RECORDED INFORMATION
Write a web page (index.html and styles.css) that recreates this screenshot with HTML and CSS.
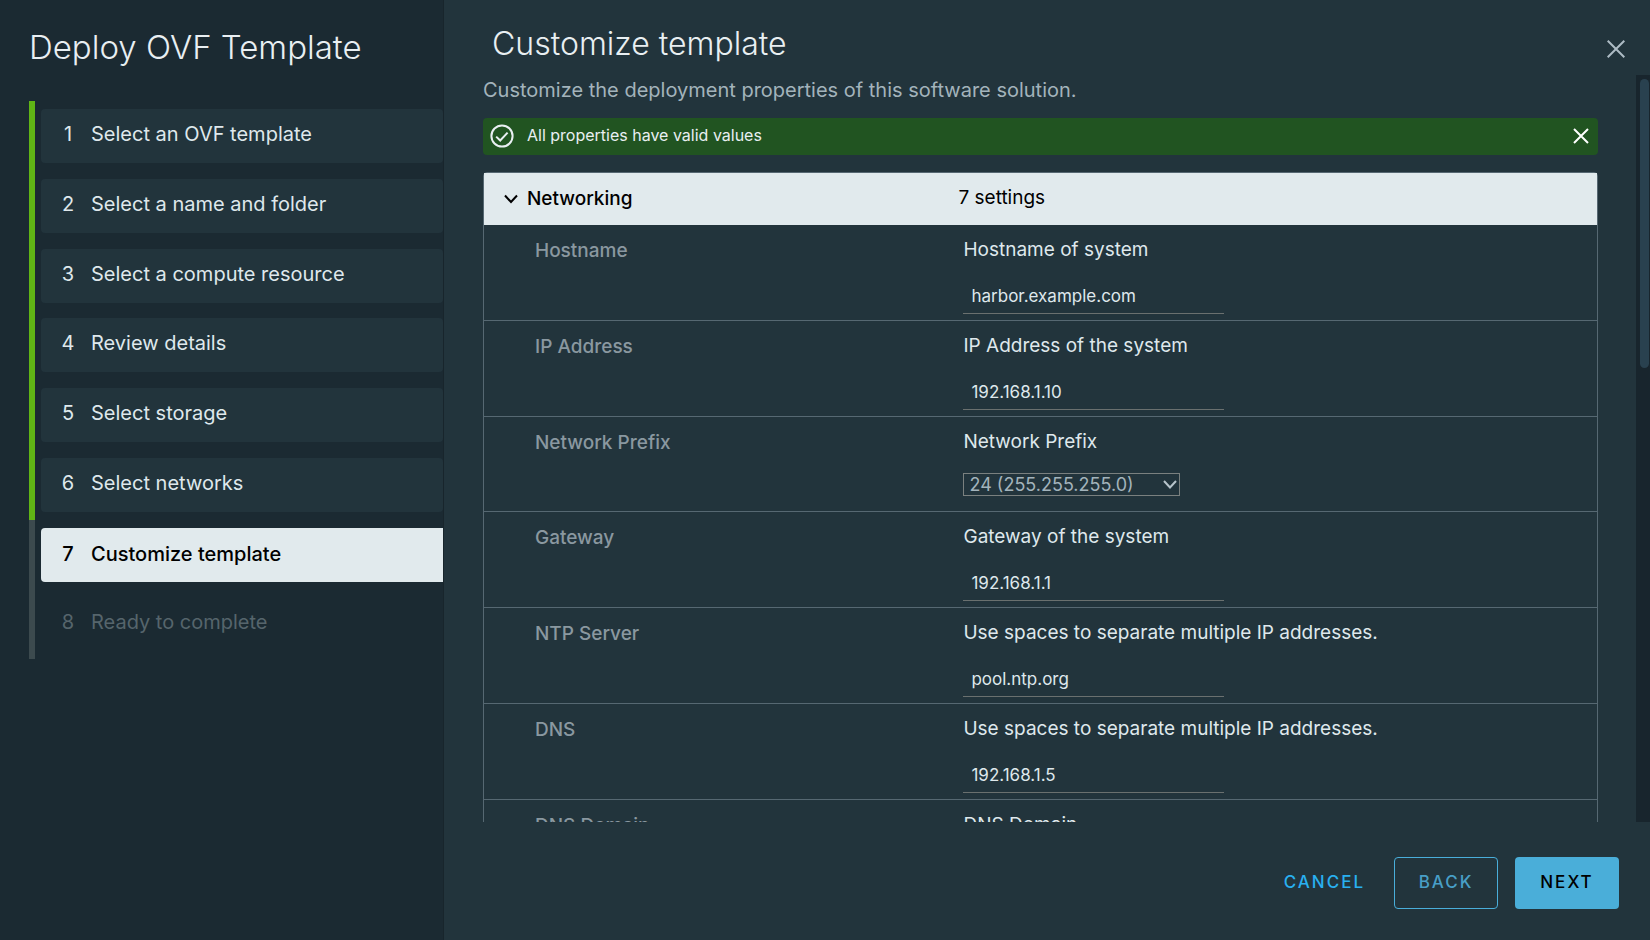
FILE: index.html
```html
<!DOCTYPE html>
<html lang="en">
<head>
<meta charset="utf-8">
<title>Deploy OVF Template</title>
<link rel="stylesheet" href="styles.css">
</head>
<body>
<div class="wizard">
  <nav class="sidebar" aria-label="Wizard steps">
    <h1 class="wizard-title">Deploy OVF Template</h1>
    <ol class="steps">
      <li class="step done"><button class="step-button" type="button"><span class="step-number">1</span><span>Select an OVF template</span></button></li>
      <li class="step done"><button class="step-button" type="button"><span class="step-number">2</span><span>Select a name and folder</span></button></li>
      <li class="step done"><button class="step-button" type="button"><span class="step-number">3</span><span>Select a compute resource</span></button></li>
      <li class="step done"><button class="step-button" type="button"><span class="step-number">4</span><span>Review details</span></button></li>
      <li class="step done"><button class="step-button" type="button"><span class="step-number">5</span><span>Select storage</span></button></li>
      <li class="step done"><button class="step-button" type="button"><span class="step-number">6</span><span>Select networks</span></button></li>
      <li class="step current"><button class="step-button" type="button" aria-current="step"><span class="step-number">7</span><span>Customize template</span></button></li>
      <li class="step"><button class="step-button" type="button" disabled><span class="step-number">8</span><span>Ready to complete</span></button></li>
    </ol>
  </nav>

  <main class="content">
    <header class="page-header">
      <h2 class="page-title">Customize template</h2>
      <button class="icon-button close-wizard" type="button" aria-label="Close">
        <svg width="18" height="18" viewBox="0 0 18 18"><path d="M.7.7 17.3 17.3M17.3.7.7 17.3"/></svg>
      </button>
    </header>

    <div class="scroll-region">
      <div class="scroll-body">
        <p class="subtitle">Customize the deployment properties of this software solution.</p>
        <div class="alert" role="status">
          <svg class="alert-icon" width="24" height="24" viewBox="0 0 24 24"><circle cx="12" cy="12" r="10.6"/><path d="M6.2 12.6 10.2 16.5 17.6 8.6"/></svg>
          <span class="alert-text">All properties have valid values</span>
          <button class="icon-button alert-close" type="button" aria-label="Dismiss">
            <svg width="16" height="16" viewBox="0 0 16 16"><path d="M1 1 15 15M15 1 1 15"/></svg>
          </button>
        </div>

        <table class="settings">
          <thead>
            <tr>
              <th class="group-cell" scope="col">
                <button class="group-toggle" type="button" aria-expanded="true">
                  <svg class="caret" width="14" height="10" viewBox="0 0 14 10"><path d="M1 1.5 7 8 13 1.5"/></svg>
                  <span>Networking</span>
                </button>
              </th>
              <th class="count-cell" scope="col">7 settings</th>
            </tr>
          </thead>
          <tbody>
            <tr>
              <th class="name-cell" scope="row">Hostname</th>
              <td class="value-cell"><label class="hint" for="hostname">Hostname of system</label><input class="field" id="hostname" type="text" value="harbor.example.com"></td>
            </tr>
            <tr>
              <th class="name-cell" scope="row">IP Address</th>
              <td class="value-cell"><label class="hint" for="ip">IP Address of the system</label><input class="field" id="ip" type="text" value="192.168.1.10"></td>
            </tr>
            <tr>
              <th class="name-cell" scope="row">Network Prefix</th>
              <td class="value-cell"><label class="hint" for="prefix">Network Prefix</label>
                <div class="select-wrap">
                  <select class="select" id="prefix"><option>24 (255.255.255.0)</option></select>
                  <svg class="select-arrow" width="14" height="9" viewBox="0 0 14 9"><path d="M1 1 7 7.5 13 1"/></svg>
                </div>
              </td>
            </tr>
            <tr>
              <th class="name-cell" scope="row">Gateway</th>
              <td class="value-cell"><label class="hint" for="gateway">Gateway of the system</label><input class="field" id="gateway" type="text" value="192.168.1.1"></td>
            </tr>
            <tr>
              <th class="name-cell" scope="row">NTP Server</th>
              <td class="value-cell"><label class="hint" for="ntp">Use spaces to separate multiple IP addresses.</label><input class="field" id="ntp" type="text" value="pool.ntp.org"></td>
            </tr>
            <tr>
              <th class="name-cell" scope="row">DNS</th>
              <td class="value-cell"><label class="hint" for="dns">Use spaces to separate multiple IP addresses.</label><input class="field" id="dns" type="text" value="192.168.1.5"></td>
            </tr>
            <tr>
              <th class="name-cell" scope="row">DNS Domain</th>
              <td class="value-cell"><label class="hint" for="domain">DNS Domain</label><input class="field" id="domain" type="text"></td>
            </tr>
          </tbody>
        </table>
      </div>
      <div class="scroll-track"><div class="scroll-thumb"></div></div>
    </div>

    <footer class="actions">
      <button class="button link" type="button">CANCEL</button>
      <button class="button outline" type="button">BACK</button>
      <button class="button primary" type="button">NEXT</button>
    </footer>
  </main>
</div>
</body>
</html>
```
FILE: styles.css
```css
* {
  box-sizing: border-box;
}

body {
  margin: 0;
  background: #22343c;
  color: #dfe8ec;
  font-family: Metropolis, Inter, "Open Sans", sans-serif;
  font-size: 19px;
  line-height: 24px;
}

button,
input,
select {
  margin: 0;
  font: inherit;
  color: inherit;
}

button {
  padding: 0;
  border: 0;
  background: none;
  cursor: pointer;
}

svg {
  display: block;
  fill: none;
  stroke: currentColor;
  stroke-width: 2;
}

.wizard {
  display: grid;
  grid-template-columns: 444px 1fr;
  height: 100vh;
}

/* Step list */

.sidebar {
  padding: 27px 0 0 29px;
  background: #1b2a32;
  border-right: 1px solid #18252c;
}

.wizard-title,
.page-title {
  margin: 0;
  font-size: 33px;
  font-weight: 300;
  line-height: 40px;
  color: #e9eff2;
}

.page-title {
  font-size: 32px;
}

.steps {
  display: flex;
  flex-direction: column;
  min-height: 558px;
  margin: 34px 0 0;
  padding: 0;
  list-style: none;
}

.step {
  flex: 1;
  padding: 8px 0 7px 6px;
  border-left: 6px solid #3c4a4e;
}

.step.done {
  border-left-color: #60b515;
}

.step-button {
  display: flex;
  align-items: center;
  gap: 13px;
  width: 100%;
  height: 54px;
  padding: 0 17px 4px;
  border-radius: 4px;
  font-size: 20px;
  text-align: left;
}

.step-number {
  width: 20px;
  text-align: center;
}

.step.done .step-button {
  background: #22343c;
}

.step.current .step-button {
  padding-bottom: 2px;
  border-radius: 4px 0 0 4px;
  background: #e1eaed;
  color: #000;
  font-weight: 500;
}

.step-button:disabled {
  color: #56656c;
}

/* Page */

.content {
  display: flex;
  flex-direction: column;
  min-width: 0;
  min-height: 0;
}

.page-header {
  display: flex;
  justify-content: space-between;
  height: 75px;
  padding: 24px 24px 0 48px;
}

.icon-button {
  display: grid;
  place-items: center;
}

.close-wizard {
  width: 20px;
  height: 50px;
  color: #adbbc4;
}

.scroll-region {
  display: flex;
  flex: 1;
  min-height: 0;
  overflow: hidden;
}

.scroll-body {
  flex: 1;
  padding: 0 38px 0 39px;
}

.scroll-track {
  width: 14px;
  padding: 4px 1px 0 4px;
  background: #18252d;
}

.scroll-thumb {
  height: 289px;
  border-radius: 5px;
  background: #29414f;
}

.subtitle {
  margin: 3px 0 16px;
  font-size: 20px;
  color: #a3b3bb;
}

.alert {
  display: flex;
  align-items: center;
  height: 37px;
  padding: 0 9px 1px 7px;
  border-radius: 4px;
  background: #215421;
  color: #e9eff2;
}

.alert-text {
  flex: 1;
  padding: 0 0 3px 13px;
  font-size: 16px;
}

.alert-close {
  width: 17px;
  height: 32px;
  color: #fff;
}

/* Settings table */

.settings {
  width: 100%;
  margin-top: 17px;
  border: 1px solid #566872;
  border-radius: 4px;
  border-spacing: 0;
  table-layout: fixed;
}

.settings th,
.settings td {
  padding: 0;
  text-align: left;
  vertical-align: top;
}

.settings thead th {
  height: 52px;
  background: #e1eaed;
  color: #000;
  vertical-align: middle;
}

.settings .group-cell {
  width: 42%;
  padding-left: 20px;
}

.settings .count-cell {
  padding: 0 0 2px 7px;
  font-weight: 400;
}

.group-toggle {
  display: flex;
  align-items: center;
  gap: 9px;
  font-weight: 500;
}

.settings tbody th,
.settings tbody td {
  border-bottom: 1px solid #566872;
}

.settings .name-cell {
  padding: 14px 0 0 51px;
  color: #8a98a0;
  font-weight: 500;
}

.settings .value-cell {
  padding: 13px 0 6px 12px;
}

.hint {
  display: block;
}

.field {
  display: block;
  width: 261px;
  height: 34px;
  margin-top: 18px;
  padding: 0 8px 2px;
  border: 0;
  border-bottom: 1px solid #6a706f;
  border-radius: 0;
  outline: 0;
  background: transparent;
  font-size: 17px;
}

.select-wrap {
  display: grid;
  align-items: center;
  width: 217px;
  margin: 19px 0 9px;
}

.select,
.select-arrow {
  grid-area: 1 / 1;
}

.select {
  width: 100%;
  height: 23px;
  padding: 0 24px 0 5px;
  appearance: none;
  border: 1px solid #7a807f;
  border-radius: 0;
  background: transparent;
  color: #a3b3bb;
  font-size: 18px;
  line-height: 20px;
}

.select-arrow {
  justify-self: end;
  margin-right: 3px;
  color: #b7c4cb;
  pointer-events: none;
}

/* Footer */

.actions {
  display: flex;
  justify-content: flex-end;
  gap: 17px;
  padding: 35px 31px 31px;
}

.button {
  min-width: 104px;
  height: 52px;
  padding-bottom: 2px;
  border-radius: 4px;
  font-size: 17px;
  font-weight: 500;
  letter-spacing: 2px;
}

.button.link {
  min-width: 0;
  padding: 0 12px 2px;
  color: #29b0f0;
}

.button.outline {
  border: 1px solid #49aeda;
  color: #489fc7;
}

.button.primary {
  background: #4aaed9;
  color: #000;
}
```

AIM OF THE TASK
Scan the listing above. Collect all lines with the word "index".

RESPONSE TO THE EXERCISE
Write a web page (index.html and styles.css) that recreates this screenshot with HTML and CSS.
FILE: index.html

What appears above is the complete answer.